Retailers Look Forward To Holiday Sales Growth — If Supply Chain Snafus Don’t Muck It All Up
Holidays sales are forecast to be strong this year, up over both 2020 and 2019, but that doesn't mean that malls — and their retailer tenants — are out of the woods yet, as they face supply chain issues and labor woes.
Deloitte, in its annual holiday retail forecast, predicts that holiday retail sales (November to January) will increase between 7% and 9% compared with last year. That compared with year-over-year growth between November 2020 and January 2021 of 5.8%. Mastercard SpendingPulse forecasts that holiday retail sales (Nov. 1 to Dec. 24) will rise 7.4% compared with 2020 and, perhaps more importantly, jump 11.1% compared with 2019.
E-commerce sales aren't finished growing, either, with the company predicting a year-over-year increase of 7.6%. As an illustration of how much the coronavirus pandemic drove online shopping, Mastercard also predicts that e-commerce sales will be up 57.3% in 2021 compared with 2019.
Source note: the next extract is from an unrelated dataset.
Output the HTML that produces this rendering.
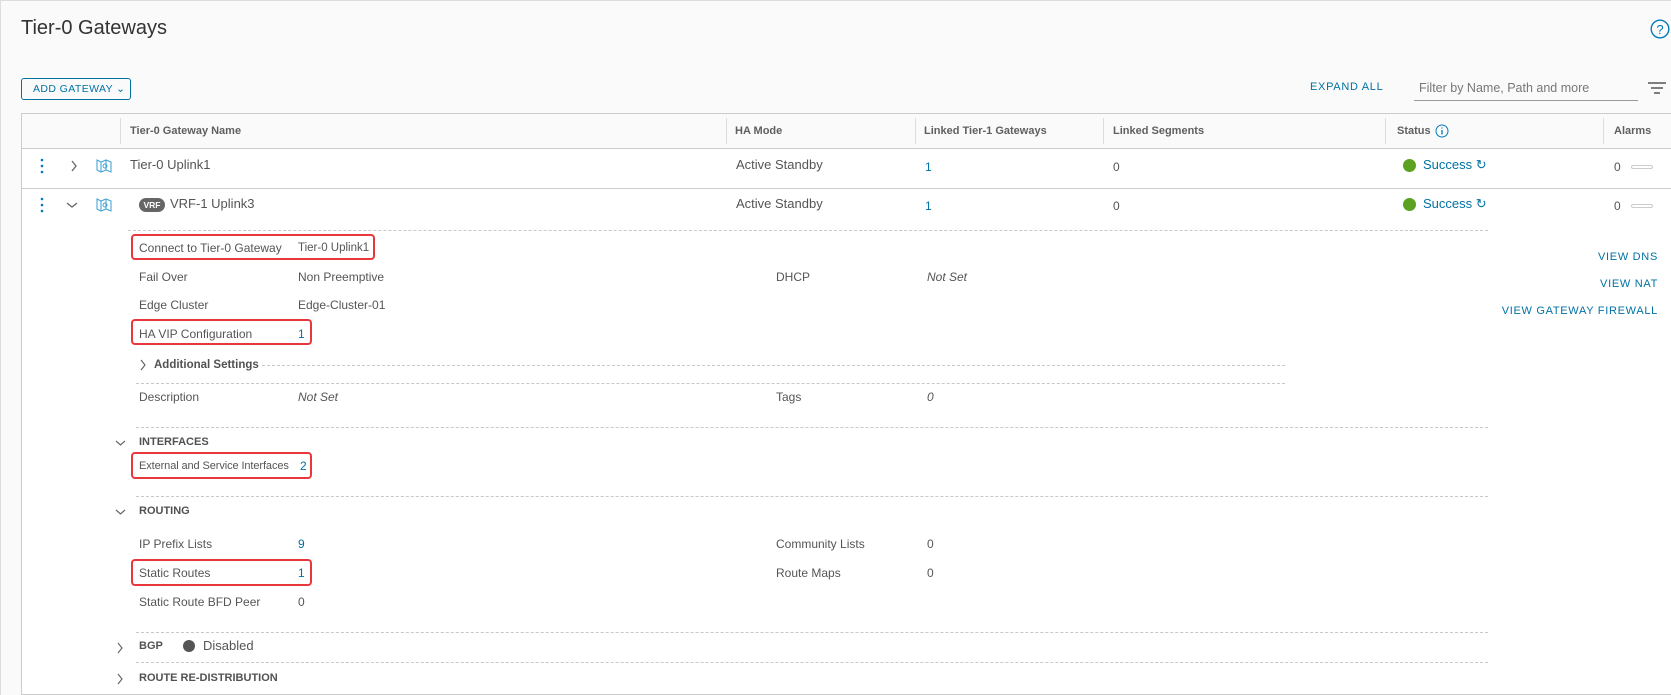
<!DOCTYPE html>
<html><head><meta charset="utf-8"><style>
*{margin:0;padding:0;box-sizing:border-box}
body{width:1671px;height:695px;background:#fafafa;font-family:"Liberation Sans",sans-serif;color:#555;font-size:12px;position:relative;overflow:hidden}
.a{position:absolute;white-space:nowrap;line-height:16px}
.b{color:#0072a3}
.h{font-size:11px;color:#444;font-weight:bold;opacity:.85}
.d{position:absolute;border-top:1px dashed #c8c8c8;height:0}
.box{position:absolute;border:2px solid #e8383d;border-radius:4px}
.i{font-style:italic}
.up{font-weight:bold;font-size:11px;color:#333;opacity:.85}
.lnk{color:#0072a3;font-size:11px;letter-spacing:.7px}
</style></head><body>
<div style="position:absolute;left:0;top:0;width:1671px;height:1px;background:#ddd"></div>
<div style="position:absolute;left:0;top:0;width:1px;height:695px;background:#ddd"></div>
<div class="a" style="left:21px;top:16px;font-size:20px;line-height:24px;color:#333">Tier-0 Gateways</div>
<svg class="a" style="left:1650px;top:19px" width="20" height="20"><circle cx="10" cy="10" r="8.8" fill="none" stroke="#0079b8" stroke-width="1.4"/><text x="10" y="15" font-size="13" text-anchor="middle" fill="#0079b8" font-family="Liberation Sans">?</text></svg>
<div class="a lnk" style="left:21px;top:78px;width:110px;height:22px;border:1px solid #0072a3;border-radius:3px;line-height:20px;font-size:10.5px;padding-left:11px;letter-spacing:.4px">ADD GATEWAY ⌄</div>
<div class="a lnk" style="left:1310px;top:79px">EXPAND ALL</div>
<div class="a" style="left:1414px;top:80px;width:224px;height:21px;border-bottom:1px solid #999;padding-left:5px;color:#777;font-size:12.5px">Filter by Name, Path and more</div>
<svg class="a" style="left:1647px;top:81px" width="20" height="14"><path d="M1 2h18M4 7h12M7 12h6" stroke="#555" stroke-width="1.5"/></svg>

<div style="position:absolute;left:21px;top:113px;width:1650px;height:582px;background:#fff;border:1px solid #ccc;border-right:none"></div>
<div style="position:absolute;left:22px;top:114px;width:1649px;height:35px;background:#fafafa;border-bottom:1px solid #ccc"></div>
<div style="position:absolute;left:22px;top:188px;width:1649px;height:1px;background:#ccc"></div>
<div style="position:absolute;left:120px;top:118px;width:1px;height:26px;background:#ddd"></div>
<div style="position:absolute;left:726px;top:118px;width:1px;height:26px;background:#ddd"></div>
<div style="position:absolute;left:915px;top:118px;width:1px;height:26px;background:#ddd"></div>
<div style="position:absolute;left:1103px;top:118px;width:1px;height:26px;background:#ddd"></div>
<div style="position:absolute;left:1385px;top:118px;width:1px;height:26px;background:#ddd"></div>
<div style="position:absolute;left:1603px;top:118px;width:1px;height:26px;background:#ddd"></div>
<div class="a h" style="left:130px;top:123px">Tier-0 Gateway Name</div>
<div class="a h" style="left:735px;top:123px">HA Mode</div>
<div class="a h" style="left:924px;top:123px">Linked Tier-1 Gateways</div>
<div class="a h" style="left:1113px;top:123px">Linked Segments</div>
<div class="a h" style="left:1397px;top:123px">Status</div>
<svg class="a" style="left:1435px;top:124px" width="14" height="14"><circle cx="7" cy="7" r="6" fill="none" stroke="#0079b8"/><path d="M7 6v4.5M7 3.5v1" stroke="#0079b8" stroke-width="1.3"/></svg>
<div class="a h" style="left:1614px;top:123px">Alarms</div>

<svg class="a" style="left:39px;top:158px" width="6" height="16"><circle cx="3" cy="2" r="1.3" fill="#0079b8"/><circle cx="3" cy="8" r="1.3" fill="#0079b8"/><circle cx="3" cy="14" r="1.3" fill="#0079b8"/></svg>
<svg class="a" style="left:39px;top:197px" width="6" height="16"><circle cx="3" cy="2" r="1.3" fill="#0079b8"/><circle cx="3" cy="8" r="1.3" fill="#0079b8"/><circle cx="3" cy="14" r="1.3" fill="#0079b8"/></svg>
<svg class="a" style="left:70px;top:160px" width="8" height="12"><path d="M2 1l4 5-4 5" fill="none" stroke="#666" stroke-width="1.3"/></svg>
<svg class="a" style="left:66px;top:201px" width="12" height="8"><path d="M1 2l5 4 5-4" fill="none" stroke="#666" stroke-width="1.3"/></svg>
<svg class="a" style="left:96px;top:158px" width="16" height="15"><path d="M1 2l4 2 5-2 5 2v10l-5-2-5 2-4-2z M5 4v10 M10 2v10" fill="none" stroke="#49a6d4" stroke-width="1.1"/><circle cx="9" cy="8" r="2" fill="none" stroke="#49a6d4"/></svg>
<svg class="a" style="left:96px;top:197px" width="16" height="15"><path d="M1 2l4 2 5-2 5 2v10l-5-2-5 2-4-2z M5 4v10 M10 2v10" fill="none" stroke="#49a6d4" stroke-width="1.1"/><circle cx="9" cy="8" r="2" fill="none" stroke="#49a6d4"/></svg>
<div class="a" style="left:130px;top:157px;font-size:13px;color:#555">Tier-0 Uplink1</div>
<div class="a" style="left:139px;top:198px;width:26px;height:14px;border-radius:7px;background:#666;color:#fff;font-size:8.5px;font-weight:bold;line-height:14px;text-align:center">VRF</div>
<div class="a" style="left:170px;top:196px;font-size:13px;color:#555">VRF-1 Uplink3</div>
<div class="a" style="left:736px;top:157px;font-size:13px;color:#555">Active Standby</div>
<div class="a" style="left:736px;top:196px;font-size:13px;color:#555">Active Standby</div>
<div class="a b" style="left:925px;top:159px">1</div>
<div class="a b" style="left:925px;top:198px">1</div>
<div class="a" style="left:1113px;top:159px">0</div>
<div class="a" style="left:1113px;top:198px">0</div>
<div class="a" style="left:1403px;top:159px;width:13px;height:13px;border-radius:50%;background:#5aa220"></div>
<div class="a" style="left:1403px;top:198px;width:13px;height:13px;border-radius:50%;background:#5aa220"></div>
<div class="a b" style="left:1423px;top:157px;font-size:13px">Success ↻</div>
<div class="a b" style="left:1423px;top:196px;font-size:13px">Success ↻</div>
<div class="a" style="left:1614px;top:159px">0</div>
<div class="a" style="left:1614px;top:198px">0</div>
<div class="a" style="left:1631px;top:165px;width:22px;height:4px;border:1px solid #ccc;border-radius:2px"></div>
<div class="a" style="left:1631px;top:204px;width:22px;height:4px;border:1px solid #ccc;border-radius:2px"></div>

<div class="d" style="left:128px;top:230px;width:1360px"></div>
<div class="a" style="left:139px;top:240px">Connect to Tier-0 Gateway</div><div class="a" style="left:298px;top:240px;font-size:11.5px">Tier-0 Uplink1</div>
<div class="box" style="left:131px;top:234px;width:244px;height:26px"></div>
<div class="a" style="left:139px;top:269px">Fail Over</div><div class="a" style="left:298px;top:269px">Non Preemptive</div>
<div class="a" style="left:776px;top:269px">DHCP</div><div class="a i" style="left:927px;top:269px">Not Set</div>
<div class="a" style="left:139px;top:297px">Edge Cluster</div><div class="a" style="left:298px;top:297px">Edge-Cluster-01</div>
<div class="a" style="left:139px;top:326px">HA VIP Configuration</div><div class="a b" style="left:298px;top:326px">1</div>
<div class="box" style="left:131px;top:319px;width:181px;height:26px"></div>
<svg class="a" style="left:139px;top:359px" width="8" height="12"><path d="M2 1l4 5-4 5" fill="none" stroke="#666" stroke-width="1.2"/></svg>
<div class="a up" style="left:154px;top:357px;font-size:11.5px">Additional Settings</div>
<div class="d" style="left:262px;top:365px;width:1023px"></div>
<div class="d" style="left:136px;top:383px;width:1149px"></div>
<div class="a" style="left:139px;top:389px">Description</div><div class="a i" style="left:298px;top:389px">Not Set</div>
<div class="a" style="left:776px;top:389px">Tags</div><div class="a i" style="left:927px;top:389px">0</div>
<div class="d" style="left:136px;top:427px;width:1352px"></div>
<svg class="a" style="left:115px;top:439px" width="11" height="8"><path d="M1 2l4.5 4 4.5-4" fill="none" stroke="#666" stroke-width="1.2"/></svg>
<div class="a up" style="left:139px;top:434px">INTERFACES</div>
<div class="a" style="left:139px;top:458px;font-size:11px;letter-spacing:-.1px">External and Service Interfaces</div><div class="a b" style="left:300px;top:458px">2</div>
<div class="box" style="left:131px;top:452px;width:181px;height:27px"></div>
<div class="d" style="left:136px;top:496px;width:1352px"></div>
<svg class="a" style="left:115px;top:508px" width="11" height="8"><path d="M1 2l4.5 4 4.5-4" fill="none" stroke="#666" stroke-width="1.2"/></svg>
<div class="a up" style="left:139px;top:503px">ROUTING</div>
<div class="a" style="left:139px;top:536px">IP Prefix Lists</div><div class="a b" style="left:298px;top:536px">9</div>
<div class="a" style="left:776px;top:536px">Community Lists</div><div class="a" style="left:927px;top:536px">0</div>
<div class="a" style="left:139px;top:565px">Static Routes</div><div class="a b" style="left:298px;top:565px">1</div>
<div class="a" style="left:776px;top:565px">Route Maps</div><div class="a" style="left:927px;top:565px">0</div>
<div class="box" style="left:131px;top:559px;width:181px;height:27px"></div>
<div class="a" style="left:139px;top:594px">Static Route BFD Peer</div><div class="a" style="left:298px;top:594px">0</div>
<div class="d" style="left:136px;top:632px;width:1352px"></div>
<svg class="a" style="left:116px;top:642px" width="8" height="12"><path d="M2 1l4 5-4 5" fill="none" stroke="#666" stroke-width="1.2"/></svg>
<div class="a up" style="left:139px;top:638px">BGP</div>
<div class="a" style="left:183px;top:640px;width:12px;height:12px;border-radius:50%;background:#555"></div>
<div class="a" style="left:203px;top:638px;font-size:13px">Disabled</div>
<div class="d" style="left:136px;top:662px;width:1352px"></div>
<svg class="a" style="left:116px;top:673px" width="8" height="12"><path d="M2 1l4 5-4 5" fill="none" stroke="#666" stroke-width="1.2"/></svg>
<div class="a up" style="left:139px;top:670px">ROUTE RE-DISTRIBUTION</div>
<div style="position:absolute;left:21px;top:694px;width:1650px;height:1px;background:#ccc"></div>

<div class="a lnk" style="right:13px;top:249px">VIEW DNS</div>
<div class="a lnk" style="right:13px;top:276px">VIEW NAT</div>
<div class="a lnk" style="right:13px;top:303px">VIEW GATEWAY FIREWALL</div>
</body></html>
"With potential supply chain and labor supply issues impacting the season, retailers are expected to offer omnichannel promotions early on," Mastercard reports, particularly in electronics and apparel, which shoppers tend to give as gifts.
Shoppers should expect fewer discounts, more limited inventory at stores and longer wait times for orders. That is because of international supply chain problems that include factory shutdowns, chip shortages and port congestion, CNBC reports, along with labor shortages that will slow down rectification of those supply chain problems.
The holiday shopping forecasts come as many malls and major retailers had a reasonably good summer in terms of traffic, according to Placer.ai, though visits dipped again in August, perhaps in response to the uptick in Covid-19 cases in many parts of the country, but also because Labor Day weekend was partly in August in 2019 while it was fully in September this year.
In July 2021, mall visits finally outpaced 2019, the company reports, up 1% for indoor malls and 2% for outdoor malls. In August, however, the numbers were below 2019 again, as they had been every month before July, with indoor malls seeing 2.5% less traffic and outdoor malls 4.6% less.
Brokers and analysts say that while some malls are doing well, older malls are often hurting, especially those with large vacancies where department store tenants used to be, The Wall Street Journal reports.
The largest physical retailers did quite well in the summer. Walmart saw visits up 2.9% in July and 3.9% in August when compared to 2019, Placer.ai notes, and Target saw visits up 15.7% in both July and August when compared to 2019.